Stock car racing at its best (IMO) :car:


----------



## Franco50 (Feb 5, 2008)

You want a wet race - this wet enough?


----------



## Mick (Jan 23, 2010)

a lot of the excitement has gone from the F2s in the last few years, it was dominated by gordon moodie a couple of yers ago now his only real competition is chris burgoyne - mind you. it helps when you own a garage which fixes and builds F2s!!! (not taking away from the fact that burgoyne is a good driver, but having a car at peak condition cant hurt)


----------



## Franco50 (Feb 5, 2008)

Dave KG said:


> Stock car racing at its best (IMO) :car:


Aye classic stuff indeed right down to the fisticuffs at the end!


----------



## Franco50 (Feb 5, 2008)

mick1985 said:


> a lot of the excitement has gone from the F2s in the last few years, it was dominated by gordon moodie a couple of yers ago now his only real competition is chris burgoyne - mind you. it helps when you own a garage which fixes and builds F2s!!! (not taking away from the fact that burgoyne is a good driver, but having a car at peak condition cant hurt)

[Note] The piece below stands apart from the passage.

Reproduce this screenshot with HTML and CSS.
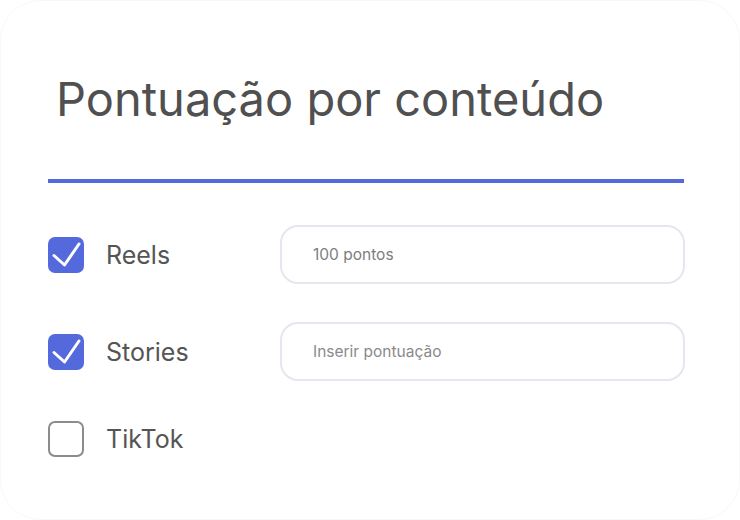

Things don't change that much though, when I was a photographer at Racewall in the early 90s it was Rob Speak who was dominant in the F2s. Every era seems to have someone who is head and shoulders above the others.


----------



## John-R- (Feb 4, 2007)

Franco50 said:


> I used to make regular trips from Scotland down to Hednesford many moons ago when I was a photographer - a great track, very quick. I was never much of a banger fan though, the National Hot Rods were my favourites. If you're interested I have posted a stack of my old pics on a website - www.retrostox.co.uk :wave:


Cheers for posting the link :thumb:
Recognise so many cars from back then, the R Speak 1300cc screamer at the Livi motorshow rocketed it's engine IIRC by going through the infamous pitgate puddle 

John


----------



## Dave KG (Feb 23, 2006)

Franco50 said:


> Things don't change that much though, when I was a photographer at Racewall in the early 90s it was Rob Speak who was dominant in the F2s. Every era seems to have someone who is head and shoulders above the others.


This is true - there's always a driver whose dominant, and part of the excitement is watching the others chase. Speakie seemed unstoppable in his day

Early 2000s saw Moodie arrive on the scene, with some cracking battles between him and Stuart Gilchrist (477) who's left the scene, and Keith Brown (82) who also doesn't seem to be about anymore... A lot of the stars and superstars that I remember watching and the excitement seems lost to a much poorer turnout of cars numbers wise, but then times and drivers change. Must get myself back to the Racewall again soon, and catch up properly with the action in the tooz again


----------



## Dave KG (Feb 23, 2006)

Franco50 said:


> I used to make regular trips from Scotland down to Hednesford many moons ago when I was a photographer - a great track, very quick. I was never much of a banger fan though, the National Hot Rods were my favourites. If you're interested I have posted a stack of my old pics on a website - www.retrostox.co.uk :wave:


Thats a cracking link, thanks for posting that :thumb:


----------



## Franco50 (Feb 5, 2008)

Dave KG said:


> Thats a cracking link, thanks for posting that :thumb:


Cheers Dave. I once took a series of shots of Dave Stanford rolling over another F2 and his car stood vertically on its front bumper for about 2-3 seconds before crashing down on its roof and I am damned if I can lay my hands on the negatives which frustrates me like hell!


----------



## Dave KG (Feb 23, 2006)

Franco50 said:


> Cheers Dave. I once took a series of shots of Dave Stanford rolling over another F2 and his car stood vertically on its front bumper for about 2-3 seconds before crashing down on its roof and I am damned if I can lay my hands on the negatives which frustrates me like hell!


I have that incident on an EPV video... if you could find the pics, I'd love to see them. Classic F2 action.


----------



## Franco50 (Feb 5, 2008)

Dave KG said:


> I have that incident on an EPV video... if you could find the pics, I'd love to see them. Classic F2 action.


Believe me if I could find the negs I'd be doing cartwheels (a major feat at my age) as I was desperate to put them on the website but I have hunted high and low and cannot find them.


----------